Stored data:
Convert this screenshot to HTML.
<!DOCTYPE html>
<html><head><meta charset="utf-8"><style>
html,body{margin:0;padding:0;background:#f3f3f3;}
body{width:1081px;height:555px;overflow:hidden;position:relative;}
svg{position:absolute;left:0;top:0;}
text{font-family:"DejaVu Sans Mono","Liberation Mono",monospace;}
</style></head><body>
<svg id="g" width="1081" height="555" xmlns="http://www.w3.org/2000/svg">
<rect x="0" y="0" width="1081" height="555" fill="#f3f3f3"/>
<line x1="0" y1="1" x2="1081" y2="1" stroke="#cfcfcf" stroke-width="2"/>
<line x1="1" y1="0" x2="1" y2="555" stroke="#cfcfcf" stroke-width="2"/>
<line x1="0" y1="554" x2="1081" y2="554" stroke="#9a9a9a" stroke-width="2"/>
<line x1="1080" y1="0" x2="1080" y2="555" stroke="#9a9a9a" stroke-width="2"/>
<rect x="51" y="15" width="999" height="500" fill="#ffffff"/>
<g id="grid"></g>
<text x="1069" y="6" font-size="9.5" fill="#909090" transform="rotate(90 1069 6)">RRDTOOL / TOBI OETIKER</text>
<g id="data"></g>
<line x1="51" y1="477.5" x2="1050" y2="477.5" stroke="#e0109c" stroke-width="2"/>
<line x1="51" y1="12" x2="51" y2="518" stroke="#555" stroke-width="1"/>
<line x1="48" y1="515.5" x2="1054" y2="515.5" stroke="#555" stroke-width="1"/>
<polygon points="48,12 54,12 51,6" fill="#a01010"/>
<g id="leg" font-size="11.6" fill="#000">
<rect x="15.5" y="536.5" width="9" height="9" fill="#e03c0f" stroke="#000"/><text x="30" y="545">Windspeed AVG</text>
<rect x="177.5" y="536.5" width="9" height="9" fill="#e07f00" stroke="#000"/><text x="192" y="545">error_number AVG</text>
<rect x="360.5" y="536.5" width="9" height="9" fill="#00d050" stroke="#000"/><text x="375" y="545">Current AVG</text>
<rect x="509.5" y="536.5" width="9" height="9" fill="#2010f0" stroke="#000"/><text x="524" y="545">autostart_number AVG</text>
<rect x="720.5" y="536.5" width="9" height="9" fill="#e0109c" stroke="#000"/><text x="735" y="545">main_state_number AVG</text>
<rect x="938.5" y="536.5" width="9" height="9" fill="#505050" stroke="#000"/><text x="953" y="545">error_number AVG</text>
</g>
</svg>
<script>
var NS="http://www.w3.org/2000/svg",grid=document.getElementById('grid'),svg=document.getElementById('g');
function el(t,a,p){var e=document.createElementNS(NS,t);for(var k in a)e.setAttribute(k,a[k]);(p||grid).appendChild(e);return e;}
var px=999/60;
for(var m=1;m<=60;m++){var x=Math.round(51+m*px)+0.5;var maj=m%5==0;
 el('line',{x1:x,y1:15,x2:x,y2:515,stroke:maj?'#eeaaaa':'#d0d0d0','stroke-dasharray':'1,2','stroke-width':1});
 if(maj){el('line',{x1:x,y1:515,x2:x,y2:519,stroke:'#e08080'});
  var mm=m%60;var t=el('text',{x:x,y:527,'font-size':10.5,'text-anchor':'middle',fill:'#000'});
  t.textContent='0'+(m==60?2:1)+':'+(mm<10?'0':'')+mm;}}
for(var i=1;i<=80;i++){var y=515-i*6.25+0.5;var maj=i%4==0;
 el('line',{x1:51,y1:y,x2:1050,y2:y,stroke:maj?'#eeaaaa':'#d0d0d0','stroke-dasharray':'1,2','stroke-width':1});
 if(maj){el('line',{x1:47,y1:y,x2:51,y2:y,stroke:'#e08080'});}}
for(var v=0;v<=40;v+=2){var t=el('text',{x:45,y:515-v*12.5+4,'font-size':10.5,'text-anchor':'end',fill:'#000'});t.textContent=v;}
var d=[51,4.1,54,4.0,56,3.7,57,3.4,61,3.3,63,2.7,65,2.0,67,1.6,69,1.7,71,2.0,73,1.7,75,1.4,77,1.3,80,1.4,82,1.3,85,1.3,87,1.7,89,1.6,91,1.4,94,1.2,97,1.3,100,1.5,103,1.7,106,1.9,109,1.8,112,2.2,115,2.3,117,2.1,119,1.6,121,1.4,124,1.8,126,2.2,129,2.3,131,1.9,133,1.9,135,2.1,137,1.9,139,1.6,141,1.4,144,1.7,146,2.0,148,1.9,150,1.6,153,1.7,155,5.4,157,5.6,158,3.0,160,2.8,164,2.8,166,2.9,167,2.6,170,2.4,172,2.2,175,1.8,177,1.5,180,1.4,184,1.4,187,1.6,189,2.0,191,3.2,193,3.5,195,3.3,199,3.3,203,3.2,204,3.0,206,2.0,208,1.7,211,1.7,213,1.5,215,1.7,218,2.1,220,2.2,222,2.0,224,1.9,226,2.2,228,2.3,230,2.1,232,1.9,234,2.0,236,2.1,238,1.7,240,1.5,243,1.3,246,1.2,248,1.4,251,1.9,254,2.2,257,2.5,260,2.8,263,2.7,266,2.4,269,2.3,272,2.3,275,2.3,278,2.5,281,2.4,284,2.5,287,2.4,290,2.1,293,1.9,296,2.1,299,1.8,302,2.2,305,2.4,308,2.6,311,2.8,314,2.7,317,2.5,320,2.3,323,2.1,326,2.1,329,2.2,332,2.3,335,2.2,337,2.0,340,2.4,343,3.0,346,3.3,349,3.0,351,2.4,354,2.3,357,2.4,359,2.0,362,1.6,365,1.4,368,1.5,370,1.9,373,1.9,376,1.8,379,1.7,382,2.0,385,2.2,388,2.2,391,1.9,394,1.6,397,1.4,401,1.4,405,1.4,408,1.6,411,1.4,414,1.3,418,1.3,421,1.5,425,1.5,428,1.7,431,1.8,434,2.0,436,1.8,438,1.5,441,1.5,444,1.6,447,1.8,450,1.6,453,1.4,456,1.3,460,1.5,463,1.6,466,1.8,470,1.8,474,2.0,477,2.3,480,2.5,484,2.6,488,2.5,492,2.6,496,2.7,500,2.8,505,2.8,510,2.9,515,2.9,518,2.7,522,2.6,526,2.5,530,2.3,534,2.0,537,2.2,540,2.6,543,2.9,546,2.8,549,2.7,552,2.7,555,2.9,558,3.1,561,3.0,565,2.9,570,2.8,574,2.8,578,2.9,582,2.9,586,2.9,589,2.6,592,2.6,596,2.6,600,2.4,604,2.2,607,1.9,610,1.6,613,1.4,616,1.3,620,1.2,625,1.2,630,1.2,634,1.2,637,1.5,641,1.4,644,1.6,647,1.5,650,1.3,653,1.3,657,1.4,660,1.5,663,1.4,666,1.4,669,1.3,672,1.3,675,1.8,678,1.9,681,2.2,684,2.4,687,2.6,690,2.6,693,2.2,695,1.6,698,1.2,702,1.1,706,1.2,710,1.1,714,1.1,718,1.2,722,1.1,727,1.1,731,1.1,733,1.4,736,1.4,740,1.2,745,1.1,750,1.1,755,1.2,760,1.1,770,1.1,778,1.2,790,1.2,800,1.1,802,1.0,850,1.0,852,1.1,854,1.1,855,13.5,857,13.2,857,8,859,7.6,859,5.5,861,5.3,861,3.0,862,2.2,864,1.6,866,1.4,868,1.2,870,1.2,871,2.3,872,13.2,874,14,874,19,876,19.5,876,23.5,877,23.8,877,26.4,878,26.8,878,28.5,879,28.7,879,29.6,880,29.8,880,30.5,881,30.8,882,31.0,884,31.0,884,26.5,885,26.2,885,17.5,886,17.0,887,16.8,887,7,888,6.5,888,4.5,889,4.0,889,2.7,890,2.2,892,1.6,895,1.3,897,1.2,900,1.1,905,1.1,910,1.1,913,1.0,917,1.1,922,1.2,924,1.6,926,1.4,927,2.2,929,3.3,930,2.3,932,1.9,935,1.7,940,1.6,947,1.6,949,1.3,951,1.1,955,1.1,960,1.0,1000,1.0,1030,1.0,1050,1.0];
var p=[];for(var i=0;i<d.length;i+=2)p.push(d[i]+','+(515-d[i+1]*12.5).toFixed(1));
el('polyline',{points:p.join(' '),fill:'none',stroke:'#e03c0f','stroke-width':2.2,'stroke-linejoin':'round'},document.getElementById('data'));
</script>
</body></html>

==

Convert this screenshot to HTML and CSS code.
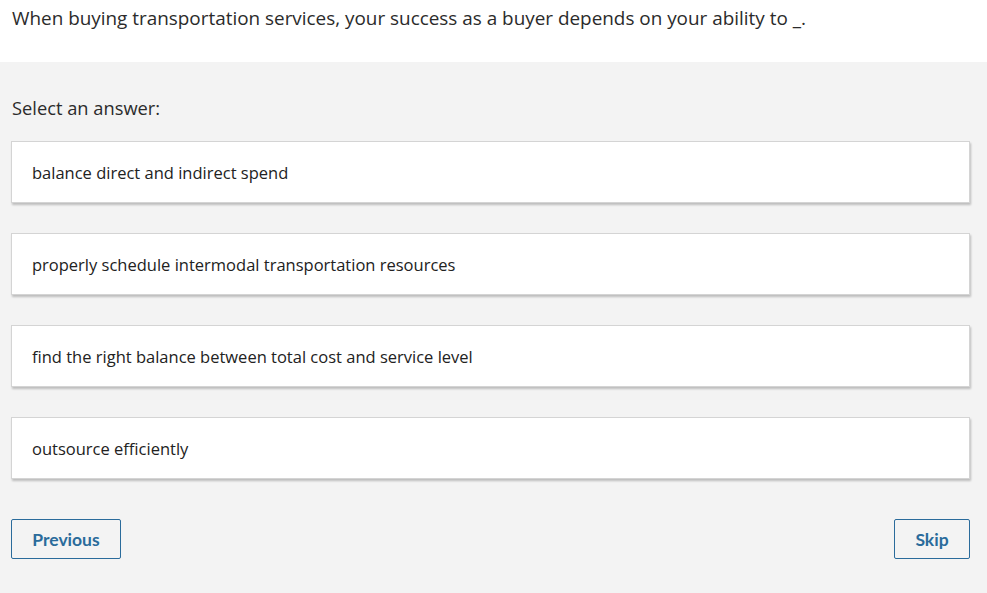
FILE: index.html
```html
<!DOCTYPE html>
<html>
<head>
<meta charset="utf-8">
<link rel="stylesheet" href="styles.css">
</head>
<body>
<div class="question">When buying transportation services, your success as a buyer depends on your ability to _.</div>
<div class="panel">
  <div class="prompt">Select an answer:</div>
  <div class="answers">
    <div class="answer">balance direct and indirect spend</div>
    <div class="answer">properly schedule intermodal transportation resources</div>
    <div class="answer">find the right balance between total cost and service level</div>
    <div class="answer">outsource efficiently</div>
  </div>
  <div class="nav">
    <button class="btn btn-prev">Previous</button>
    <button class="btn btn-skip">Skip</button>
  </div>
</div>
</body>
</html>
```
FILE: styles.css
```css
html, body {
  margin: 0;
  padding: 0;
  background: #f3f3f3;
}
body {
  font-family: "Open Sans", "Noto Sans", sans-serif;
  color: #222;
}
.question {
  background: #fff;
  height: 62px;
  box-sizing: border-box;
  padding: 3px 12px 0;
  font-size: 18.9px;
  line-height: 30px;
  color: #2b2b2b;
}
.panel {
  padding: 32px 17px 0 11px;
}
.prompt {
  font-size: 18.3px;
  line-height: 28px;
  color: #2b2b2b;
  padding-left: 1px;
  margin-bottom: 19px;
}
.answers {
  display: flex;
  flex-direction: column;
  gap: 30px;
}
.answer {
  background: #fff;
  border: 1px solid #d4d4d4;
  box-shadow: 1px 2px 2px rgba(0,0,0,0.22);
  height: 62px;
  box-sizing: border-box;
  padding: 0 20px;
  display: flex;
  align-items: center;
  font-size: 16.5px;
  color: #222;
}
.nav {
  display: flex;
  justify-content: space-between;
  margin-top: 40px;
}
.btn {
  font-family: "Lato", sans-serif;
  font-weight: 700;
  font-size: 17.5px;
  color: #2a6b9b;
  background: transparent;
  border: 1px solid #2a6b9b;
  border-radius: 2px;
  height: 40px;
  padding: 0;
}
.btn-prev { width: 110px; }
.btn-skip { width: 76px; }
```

=== STATED TASK ===
In the listing above, locate each line with "this" and copy it.

=== TASK RESULT ===
Convert this screenshot to HTML.
Convert this screenshot to HTML and CSS code.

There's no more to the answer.